> [Task details]:
Which lines contain the string "this"? Please list every one of them.

◇ ◇ ◇ ◇

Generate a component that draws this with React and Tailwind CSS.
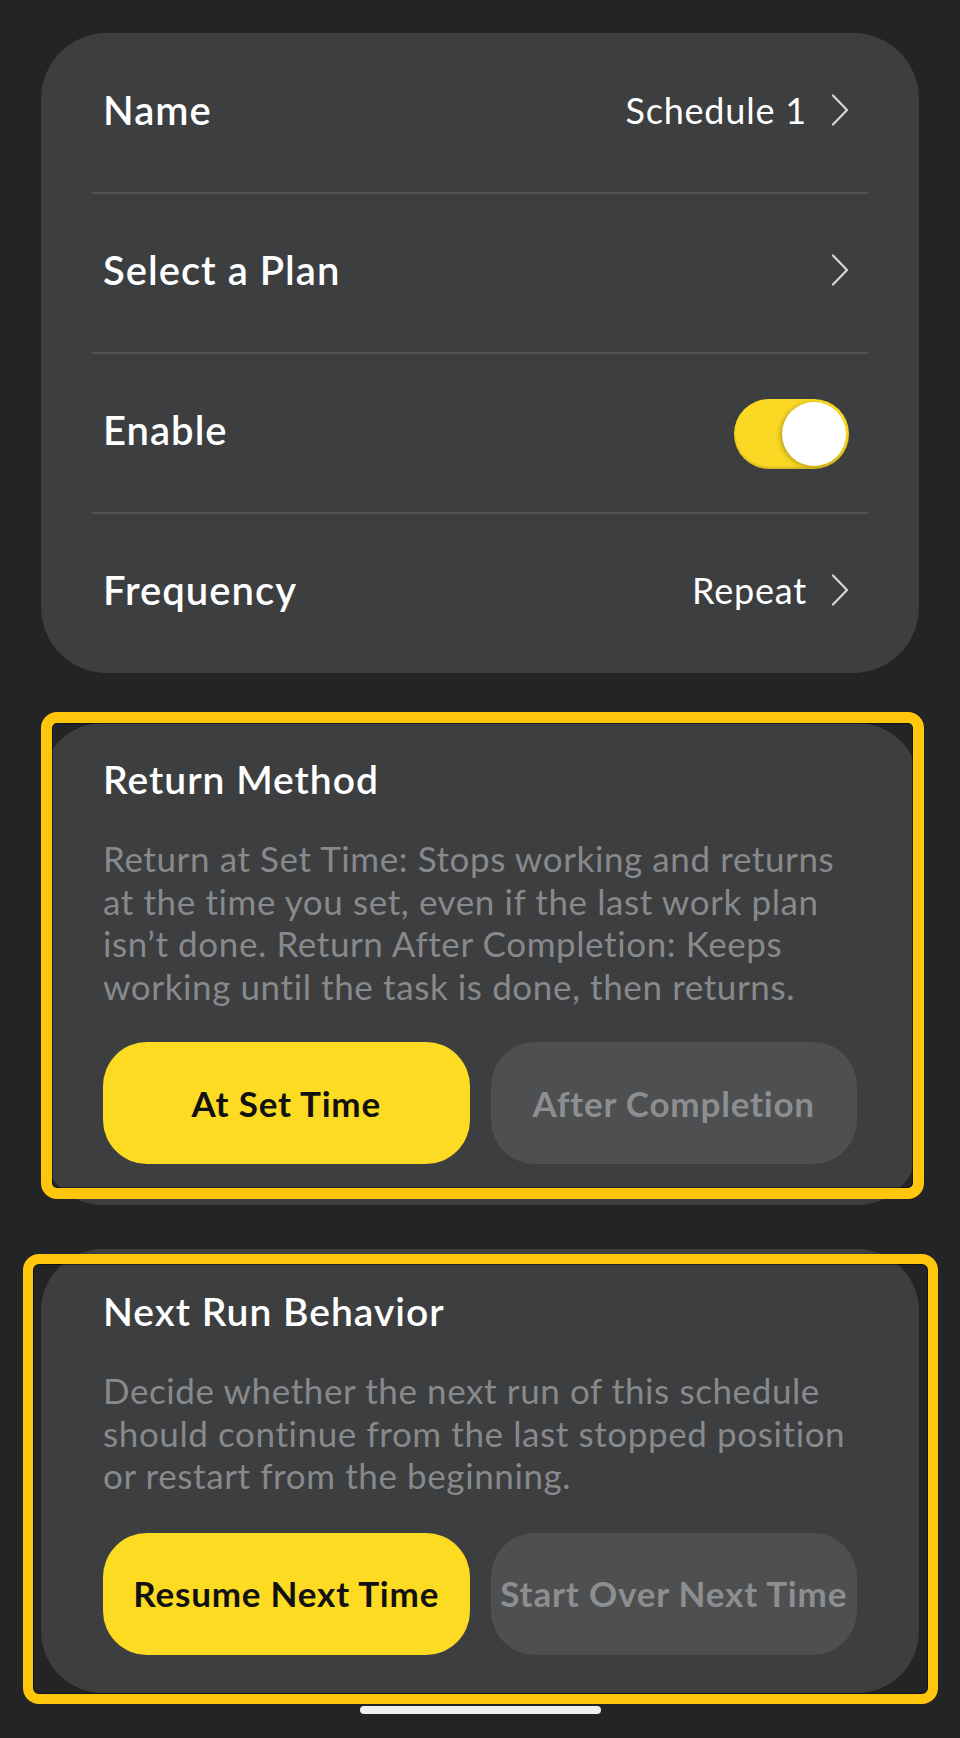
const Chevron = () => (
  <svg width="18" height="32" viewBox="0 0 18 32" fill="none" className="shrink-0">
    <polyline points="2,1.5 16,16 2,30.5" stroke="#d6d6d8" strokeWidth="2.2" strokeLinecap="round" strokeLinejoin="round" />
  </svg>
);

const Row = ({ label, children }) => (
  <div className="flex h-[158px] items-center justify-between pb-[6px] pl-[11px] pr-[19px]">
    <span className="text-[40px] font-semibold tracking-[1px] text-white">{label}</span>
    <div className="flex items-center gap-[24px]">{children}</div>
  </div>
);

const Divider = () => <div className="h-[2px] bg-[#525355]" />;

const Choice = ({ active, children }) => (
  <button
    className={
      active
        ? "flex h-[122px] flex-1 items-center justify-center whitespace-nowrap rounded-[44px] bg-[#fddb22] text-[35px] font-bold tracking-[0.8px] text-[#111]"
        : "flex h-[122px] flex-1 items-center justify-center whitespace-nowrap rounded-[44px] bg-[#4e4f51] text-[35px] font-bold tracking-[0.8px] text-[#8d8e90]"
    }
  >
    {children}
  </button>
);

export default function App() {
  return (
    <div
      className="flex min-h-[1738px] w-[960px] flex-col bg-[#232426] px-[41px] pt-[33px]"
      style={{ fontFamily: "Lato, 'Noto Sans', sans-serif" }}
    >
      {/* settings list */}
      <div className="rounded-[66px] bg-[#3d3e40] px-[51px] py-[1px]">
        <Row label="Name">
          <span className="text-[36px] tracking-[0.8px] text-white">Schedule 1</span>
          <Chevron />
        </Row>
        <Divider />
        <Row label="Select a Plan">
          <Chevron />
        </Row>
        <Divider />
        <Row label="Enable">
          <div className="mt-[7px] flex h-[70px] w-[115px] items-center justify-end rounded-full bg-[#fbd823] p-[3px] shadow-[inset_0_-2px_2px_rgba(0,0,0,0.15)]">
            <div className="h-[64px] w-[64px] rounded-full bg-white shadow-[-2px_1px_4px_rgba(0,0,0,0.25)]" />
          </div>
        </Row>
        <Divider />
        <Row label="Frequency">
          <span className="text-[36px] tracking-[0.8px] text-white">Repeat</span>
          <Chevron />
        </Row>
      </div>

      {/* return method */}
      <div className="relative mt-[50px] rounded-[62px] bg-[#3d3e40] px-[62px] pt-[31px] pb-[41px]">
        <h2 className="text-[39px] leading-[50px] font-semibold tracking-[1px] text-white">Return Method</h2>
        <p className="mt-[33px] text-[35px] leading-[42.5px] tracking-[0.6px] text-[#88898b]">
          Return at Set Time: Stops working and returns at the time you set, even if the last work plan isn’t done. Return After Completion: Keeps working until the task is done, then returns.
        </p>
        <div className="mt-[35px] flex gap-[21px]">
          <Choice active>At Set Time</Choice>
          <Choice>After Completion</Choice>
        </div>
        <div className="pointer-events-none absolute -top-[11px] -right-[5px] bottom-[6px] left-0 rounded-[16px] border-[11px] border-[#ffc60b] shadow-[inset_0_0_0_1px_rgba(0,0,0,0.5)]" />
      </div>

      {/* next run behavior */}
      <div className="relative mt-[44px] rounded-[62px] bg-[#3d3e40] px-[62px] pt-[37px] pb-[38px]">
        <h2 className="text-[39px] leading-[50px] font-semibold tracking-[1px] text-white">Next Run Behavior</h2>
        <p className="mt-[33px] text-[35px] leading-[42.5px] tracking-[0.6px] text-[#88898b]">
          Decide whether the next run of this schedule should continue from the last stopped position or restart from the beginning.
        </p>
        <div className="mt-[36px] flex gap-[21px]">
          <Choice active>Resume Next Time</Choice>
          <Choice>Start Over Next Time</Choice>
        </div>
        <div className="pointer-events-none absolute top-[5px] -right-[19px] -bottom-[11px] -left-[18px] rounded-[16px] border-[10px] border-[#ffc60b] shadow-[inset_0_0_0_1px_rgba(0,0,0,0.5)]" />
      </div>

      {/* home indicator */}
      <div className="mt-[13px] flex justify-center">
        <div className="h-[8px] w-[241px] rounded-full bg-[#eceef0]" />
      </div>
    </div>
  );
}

◇ ◇ ◇ ◇

> [Correct answer]:
Generate a component that draws this with React and Tailwind CSS.
          Decide whether the next run of this schedule should continue from the last stopped position or restart from the beginning.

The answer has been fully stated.